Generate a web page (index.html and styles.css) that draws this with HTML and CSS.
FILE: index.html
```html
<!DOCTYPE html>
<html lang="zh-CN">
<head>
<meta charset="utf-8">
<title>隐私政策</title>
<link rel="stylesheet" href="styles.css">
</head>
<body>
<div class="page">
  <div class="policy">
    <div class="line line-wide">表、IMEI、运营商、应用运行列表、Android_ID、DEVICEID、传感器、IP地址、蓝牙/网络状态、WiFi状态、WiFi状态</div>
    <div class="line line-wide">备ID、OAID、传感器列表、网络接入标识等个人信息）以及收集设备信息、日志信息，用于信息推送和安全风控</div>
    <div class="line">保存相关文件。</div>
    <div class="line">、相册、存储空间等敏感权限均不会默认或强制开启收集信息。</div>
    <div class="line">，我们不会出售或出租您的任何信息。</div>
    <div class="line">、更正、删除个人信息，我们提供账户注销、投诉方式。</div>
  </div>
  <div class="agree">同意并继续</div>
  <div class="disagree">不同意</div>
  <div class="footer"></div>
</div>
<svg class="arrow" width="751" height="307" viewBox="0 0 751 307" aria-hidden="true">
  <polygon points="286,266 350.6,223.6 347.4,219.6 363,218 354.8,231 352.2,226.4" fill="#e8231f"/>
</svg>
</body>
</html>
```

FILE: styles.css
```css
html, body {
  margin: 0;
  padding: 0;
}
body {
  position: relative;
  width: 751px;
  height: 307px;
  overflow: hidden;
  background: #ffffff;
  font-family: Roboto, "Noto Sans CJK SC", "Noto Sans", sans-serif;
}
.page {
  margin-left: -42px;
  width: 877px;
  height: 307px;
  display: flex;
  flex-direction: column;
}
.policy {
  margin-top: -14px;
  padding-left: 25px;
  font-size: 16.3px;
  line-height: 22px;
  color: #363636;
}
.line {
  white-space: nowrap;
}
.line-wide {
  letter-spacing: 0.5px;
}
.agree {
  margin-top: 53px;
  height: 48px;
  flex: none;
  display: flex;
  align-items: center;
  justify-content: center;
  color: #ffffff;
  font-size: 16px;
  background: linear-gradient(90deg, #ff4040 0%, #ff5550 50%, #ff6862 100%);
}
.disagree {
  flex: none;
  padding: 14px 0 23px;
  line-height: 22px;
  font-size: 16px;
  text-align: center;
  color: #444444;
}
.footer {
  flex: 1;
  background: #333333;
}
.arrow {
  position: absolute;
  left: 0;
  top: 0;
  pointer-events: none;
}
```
——
● **PROBLEM REQUIREMENTS**
Copy every line exactly. Leave nothing out.

● **ANSWER FOR THE TASK**
Generate a web page (index.html and styles.css) that draws this with HTML and CSS.
FILE: index.html
```html
<!DOCTYPE html>
<html lang="zh-CN">
<head>
<meta charset="utf-8">
<title>隐私政策</title>
<link rel="stylesheet" href="styles.css">
</head>
<body>
<div class="page">
  <div class="policy">
    <div class="line line-wide">表、IMEI、运营商、应用运行列表、Android_ID、DEVICEID、传感器、IP地址、蓝牙/网络状态、WiFi状态、WiFi状态</div>
    <div class="line line-wide">备ID、OAID、传感器列表、网络接入标识等个人信息）以及收集设备信息、日志信息，用于信息推送和安全风控</div>
    <div class="line">保存相关文件。</div>
    <div class="line">、相册、存储空间等敏感权限均不会默认或强制开启收集信息。</div>
    <div class="line">，我们不会出售或出租您的任何信息。</div>
    <div class="line">、更正、删除个人信息，我们提供账户注销、投诉方式。</div>
  </div>
  <div class="agree">同意并继续</div>
  <div class="disagree">不同意</div>
  <div class="footer"></div>
</div>
<svg class="arrow" width="751" height="307" viewBox="0 0 751 307" aria-hidden="true">
  <polygon points="286,266 350.6,223.6 347.4,219.6 363,218 354.8,231 352.2,226.4" fill="#e8231f"/>
</svg>
</body>
</html>
```

FILE: styles.css
```css
html, body {
  margin: 0;
  padding: 0;
}
body {
  position: relative;
  width: 751px;
  height: 307px;
  overflow: hidden;
  background: #ffffff;
  font-family: Roboto, "Noto Sans CJK SC", "Noto Sans", sans-serif;
}
.page {
  margin-left: -42px;
  width: 877px;
  height: 307px;
  display: flex;
  flex-direction: column;
}
.policy {
  margin-top: -14px;
  padding-left: 25px;
  font-size: 16.3px;
  line-height: 22px;
  color: #363636;
}
.line {
  white-space: nowrap;
}
.line-wide {
  letter-spacing: 0.5px;
}
.agree {
  margin-top: 53px;
  height: 48px;
  flex: none;
  display: flex;
  align-items: center;
  justify-content: center;
  color: #ffffff;
  font-size: 16px;
  background: linear-gradient(90deg, #ff4040 0%, #ff5550 50%, #ff6862 100%);
}
.disagree {
  flex: none;
  padding: 14px 0 23px;
  line-height: 22px;
  font-size: 16px;
  text-align: center;
  color: #444444;
}
.footer {
  flex: 1;
  background: #333333;
}
.arrow {
  position: absolute;
  left: 0;
  top: 0;
  pointer-events: none;
}
```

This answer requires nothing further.